I then layered the skeleton and the background, resized in Corel, exported the file, and took it to Kinkos.  I thought about printing out the pattern full size on letter-sized paper, but the pattern is 48" x 72" which winds up being 42 pieces of paper.  Aside from the pain in the neck of lining it all up, I'd have to hold it together with tape which would melt during ironing, a problem from a construction standpoint.  So anyway,  Kinkos printed out a full sized pattern for me (even they had to do it on two pages since their large format printer is only 36" wide) and I pinned it up to my design wall!  Hooray!


The first part I decided to work on in fabric was the sky.  I decided to collage it in using a bunch of different blue fabrics all backed with fusible.  For this part, I followed the awesome Melody Johnson's approach.



Since there weren't any pre-defined shapes in the sky in my pattern, I more or less cut pieces out that I thought were nice sky-like shapes. I covered my pattern with parchment paper or the release paper from previously used fusible and then pinned up my fabric pieces on at a time, making sure they overlapped just a little bit and organizing them more or less into a dark-light gradient going upwards.  Once I had them where I liked them, I carefully took out the pins and fused the whole thing together right on the design wall (thus the parchment paper between the fabric and the pattern.  Here's the sky before (with pins) and after fusing.

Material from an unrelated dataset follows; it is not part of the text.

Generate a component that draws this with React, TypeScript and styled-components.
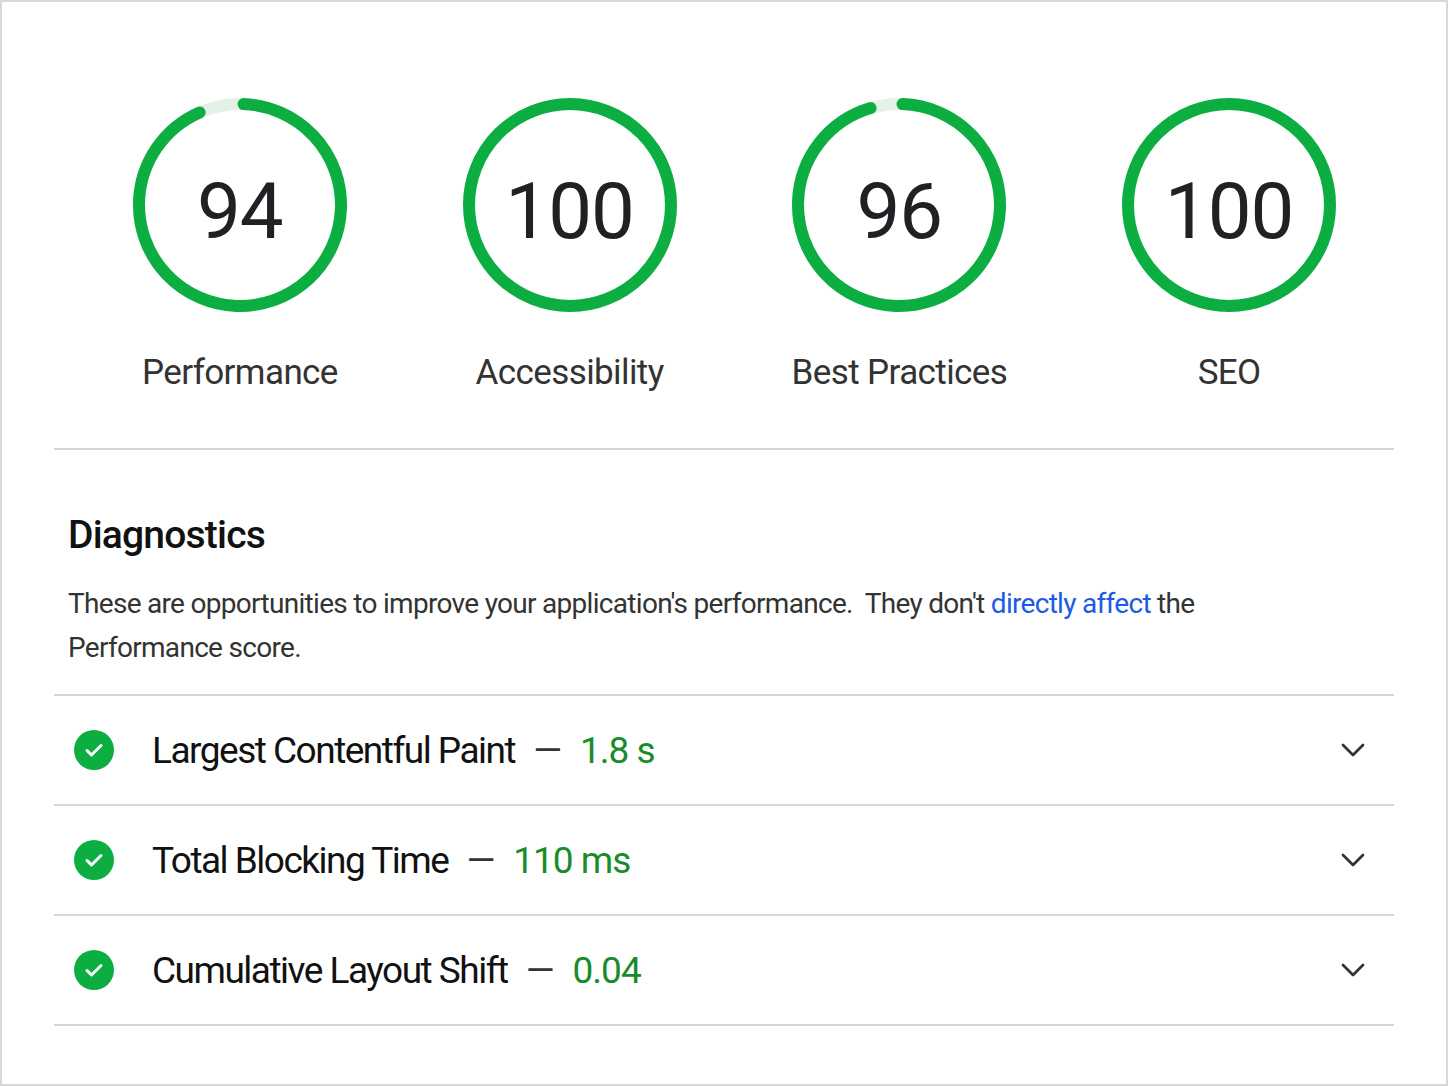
import React from "react";
import styled, { createGlobalStyle } from "styled-components";

const Global = createGlobalStyle`
  html, body { margin: 0; background: #fff; }
  body { font-family: Roboto, "Liberation Sans", sans-serif; color: #202124; }
`;

const Page = styled.div`
  box-sizing: border-box;
  width: 1448px;
  height: 1086px;
  border: 2px solid #d8d8d8;
  padding: 0 52px;
`;

const Gauges = styled.div`
  display: flex;
  padding: 92px 0 0 21px;
  height: 448px;
  box-sizing: border-box;
  border-bottom: 2px solid #d6d6d6;
`;

const Gauge = styled.div`
  width: 330px;
  display: flex;
  flex-direction: column;
  align-items: center;
`;

const Ring = styled.div`
  position: relative;
  width: 214px;
  height: 222px;
  display: flex;
  align-items: center;
  justify-content: center;
  svg { position: absolute; top: 0; left: 0; }
`;

const Score = styled.span`
  position: relative;
  top: 6px;
  font-size: 78px;
  letter-spacing: -1px;
  color: #202124;
`;

const GaugeLabel = styled.div`
  font-size: 35px;
  letter-spacing: -0.6px;
  color: #333;
  margin-top: 36px;
`;

const Section = styled.div`
  padding: 62px 0 0 14px;
`;

const Heading = styled.h2`
  margin: 0;
  font-size: 39px;
  font-weight: 500;
  letter-spacing: -0.8px;
  color: #111;
`;

const Para = styled.p`
  margin: 24px 0 24px;
  font-size: 28px;
  line-height: 44px;
  letter-spacing: -0.7px;
  color: #333;
  max-width: 1160px;
`;

const Link = styled.a`
  color: #1a5ce8;
  text-decoration: none;
`;

const Row = styled.div`
  display: flex;
  align-items: center;
  height: 108px;
  border-top: 2px solid #d6d6d6;
  padding: 0 26px 0 20px;
  &:last-child { border-bottom: 2px solid #d6d6d6; }
`;

const Check = styled.div`
  width: 40px;
  height: 40px;
  border-radius: 50%;
  background: #0cae41;
  display: flex;
  align-items: center;
  justify-content: center;
  margin-right: 38px;
`;

const Name = styled.span`
  font-size: 37px;
  letter-spacing: -1.5px;
  color: #111;
`;

const Dash = styled.span`
  font-size: 37px;
  color: #333;
  margin: 0 18px;
`;

const Value = styled.span`
  font-size: 37px;
  letter-spacing: -1px;
  color: #188c2a;
`;

const Chevron = styled.div`
  margin-left: auto;
  display: flex;
`;

const scores = [
  { v: 94, label: "Performance" },
  { v: 100, label: "Accessibility" },
  { v: 96, label: "Best Practices" },
  { v: 100, label: "SEO" },
];

const metrics = [
  { name: "Largest Contentful Paint", value: "1.8 s" },
  { name: "Total Blocking Time", value: "110 ms" },
  { name: "Cumulative Layout Shift", value: "0.04" },
];

function Arc({ v }: { v: number }) {
  const r = 101;
  const c = 2 * Math.PI * r;
  return (
    <svg width="214" height="222" viewBox="0 0 214 222">
      <g transform="rotate(-90 107 111)">
        <circle cx="107" cy="111" r={r} fill="none" stroke="#e3f1e6" strokeWidth="12" />
        <circle
          cx="107"
          cy="111"
          r={r}
          fill="none"
          stroke="#0cae41"
          strokeWidth="12"
          strokeLinecap="round"
          strokeDasharray={`${(c * v) / 100 - (v < 100 ? 8 : 0)} ${c}`}
          transform={v < 100 ? "rotate(2 107 111)" : undefined}
        />
      </g>
    </svg>
  );
}

export default function App() {
  return (
    <>
      <Global />
      <Page>
        <Gauges>
          {scores.map((s) => (
            <Gauge key={s.label}>
              <Ring>
                <Arc v={s.v} />
                <Score>{s.v}</Score>
              </Ring>
              <GaugeLabel>{s.label}</GaugeLabel>
            </Gauge>
          ))}
        </Gauges>
        <Section>
          <Heading>Diagnostics</Heading>
          <Para>
            These are opportunities to improve your application's performance.&nbsp; They don't{" "}
            <Link href="#">directly affect</Link> the Performance score.
          </Para>
        </Section>
        <div>
          {metrics.map((m) => (
            <Row key={m.name}>
              <Check>
                <svg width="24" height="24" viewBox="0 0 24 24" fill="none" stroke="#fff" strokeWidth="3" strokeLinecap="round" strokeLinejoin="round">
                  <path d="M5 12.5l4.5 4.5L19 7.5" />
                </svg>
              </Check>
              <Name>{m.name}</Name>
              <Dash>—</Dash>
              <Value>{m.value}</Value>
              <Chevron>
                <svg width="30" height="30" viewBox="0 0 24 24" fill="none" stroke="#333" strokeWidth="2.2" strokeLinecap="round" strokeLinejoin="round">
                  <path d="M4 8l8 8 8-8" />
                </svg>
              </Chevron>
            </Row>
          ))}
        </div>
      </Page>
    </>
  );
}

I then moved the whole sky section away and stuck it to a different part of the design wall so I could start working on the chimney rock section.  The sky section is slightly larger than the final version so that the chimney rock section can be fused onto it.  I plan to assemble the background in three major pieces, the sky, the chimney rock section, and the foreground, then put them together and build Seymour on top.  It's definitely getting more fun now that I've gotten out the fabric!